__Input rows__
+ + + + + + +

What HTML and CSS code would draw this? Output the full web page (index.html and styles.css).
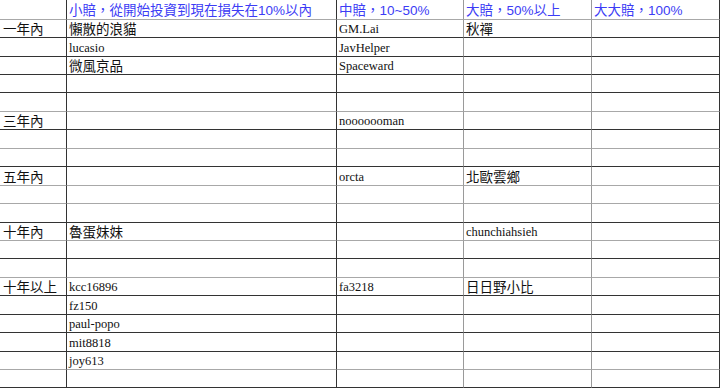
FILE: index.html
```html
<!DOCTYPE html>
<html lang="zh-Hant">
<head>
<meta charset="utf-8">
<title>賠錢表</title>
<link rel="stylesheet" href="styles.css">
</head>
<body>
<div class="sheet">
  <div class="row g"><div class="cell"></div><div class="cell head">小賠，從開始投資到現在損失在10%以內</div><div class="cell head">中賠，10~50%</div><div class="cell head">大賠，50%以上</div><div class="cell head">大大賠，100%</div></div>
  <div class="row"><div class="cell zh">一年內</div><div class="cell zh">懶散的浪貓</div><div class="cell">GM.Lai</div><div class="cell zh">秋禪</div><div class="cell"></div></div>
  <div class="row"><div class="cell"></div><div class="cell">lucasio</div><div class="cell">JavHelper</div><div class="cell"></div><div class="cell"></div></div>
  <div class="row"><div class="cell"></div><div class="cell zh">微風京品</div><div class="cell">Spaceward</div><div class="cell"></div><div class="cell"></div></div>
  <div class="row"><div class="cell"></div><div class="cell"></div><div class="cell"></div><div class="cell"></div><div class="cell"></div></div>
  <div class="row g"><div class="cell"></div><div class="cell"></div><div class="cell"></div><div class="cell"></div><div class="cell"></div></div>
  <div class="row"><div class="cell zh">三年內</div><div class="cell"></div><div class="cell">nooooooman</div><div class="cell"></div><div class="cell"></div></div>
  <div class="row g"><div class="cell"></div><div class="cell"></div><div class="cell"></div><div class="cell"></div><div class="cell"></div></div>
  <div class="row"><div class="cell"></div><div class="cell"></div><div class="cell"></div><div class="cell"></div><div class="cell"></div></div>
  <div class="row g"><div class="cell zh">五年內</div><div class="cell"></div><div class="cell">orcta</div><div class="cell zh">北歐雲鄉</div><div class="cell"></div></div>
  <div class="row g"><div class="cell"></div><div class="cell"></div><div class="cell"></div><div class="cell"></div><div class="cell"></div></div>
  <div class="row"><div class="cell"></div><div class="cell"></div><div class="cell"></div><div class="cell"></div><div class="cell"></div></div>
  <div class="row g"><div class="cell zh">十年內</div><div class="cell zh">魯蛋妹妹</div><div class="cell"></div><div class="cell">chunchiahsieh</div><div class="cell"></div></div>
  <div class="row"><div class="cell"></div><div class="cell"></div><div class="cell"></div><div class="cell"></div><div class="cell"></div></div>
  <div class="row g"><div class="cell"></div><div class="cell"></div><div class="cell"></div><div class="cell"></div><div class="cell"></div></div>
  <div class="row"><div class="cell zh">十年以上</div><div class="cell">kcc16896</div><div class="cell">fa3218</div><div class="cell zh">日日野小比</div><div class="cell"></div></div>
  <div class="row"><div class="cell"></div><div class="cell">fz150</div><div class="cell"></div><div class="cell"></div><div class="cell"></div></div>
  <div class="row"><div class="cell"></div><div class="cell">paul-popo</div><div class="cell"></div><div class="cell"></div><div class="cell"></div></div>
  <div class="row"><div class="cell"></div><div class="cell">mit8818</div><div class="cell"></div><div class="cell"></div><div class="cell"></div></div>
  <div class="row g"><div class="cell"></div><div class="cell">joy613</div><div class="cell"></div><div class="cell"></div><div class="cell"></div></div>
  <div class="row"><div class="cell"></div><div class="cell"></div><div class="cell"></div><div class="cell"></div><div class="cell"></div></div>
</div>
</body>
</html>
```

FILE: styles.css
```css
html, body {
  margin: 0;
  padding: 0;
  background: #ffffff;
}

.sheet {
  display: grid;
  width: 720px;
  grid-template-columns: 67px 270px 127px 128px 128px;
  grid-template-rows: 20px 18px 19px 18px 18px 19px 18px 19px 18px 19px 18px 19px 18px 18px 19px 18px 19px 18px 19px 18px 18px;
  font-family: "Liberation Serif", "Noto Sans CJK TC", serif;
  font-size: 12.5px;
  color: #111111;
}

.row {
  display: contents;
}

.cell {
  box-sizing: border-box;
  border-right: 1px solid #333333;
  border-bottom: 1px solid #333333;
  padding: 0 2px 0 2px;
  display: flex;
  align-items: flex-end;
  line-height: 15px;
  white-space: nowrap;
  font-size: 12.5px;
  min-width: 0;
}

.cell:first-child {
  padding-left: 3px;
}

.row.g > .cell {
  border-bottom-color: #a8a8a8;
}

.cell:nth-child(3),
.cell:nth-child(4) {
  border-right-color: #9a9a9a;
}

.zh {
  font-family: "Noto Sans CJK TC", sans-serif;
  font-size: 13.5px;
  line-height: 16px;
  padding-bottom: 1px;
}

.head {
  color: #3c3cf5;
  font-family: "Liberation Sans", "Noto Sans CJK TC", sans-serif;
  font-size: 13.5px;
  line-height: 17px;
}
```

+ + + + + + +

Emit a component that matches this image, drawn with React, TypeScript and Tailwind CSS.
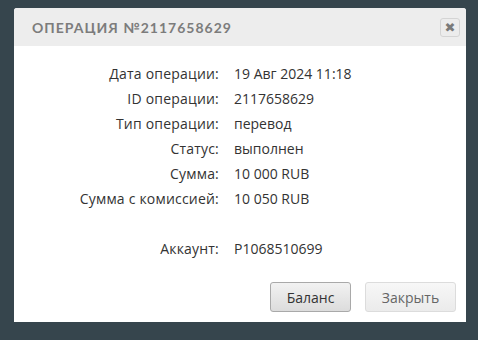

+ + + + + + +

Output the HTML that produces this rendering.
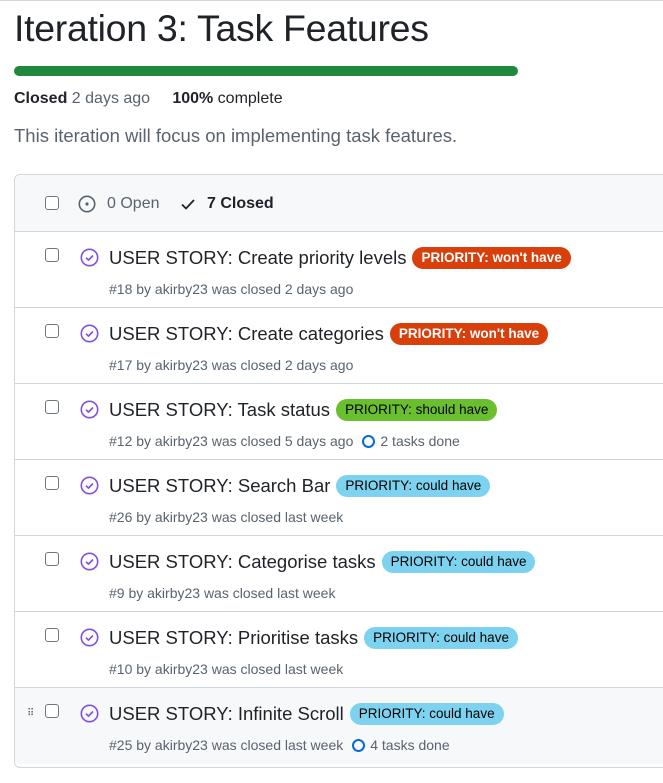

+ + + + + + +

Identify the lines that hold the word "Output". Copy every one of them.

What HTML and CSS code would draw this? Output the full web page (index.html and styles.css).
Output the HTML that produces this rendering.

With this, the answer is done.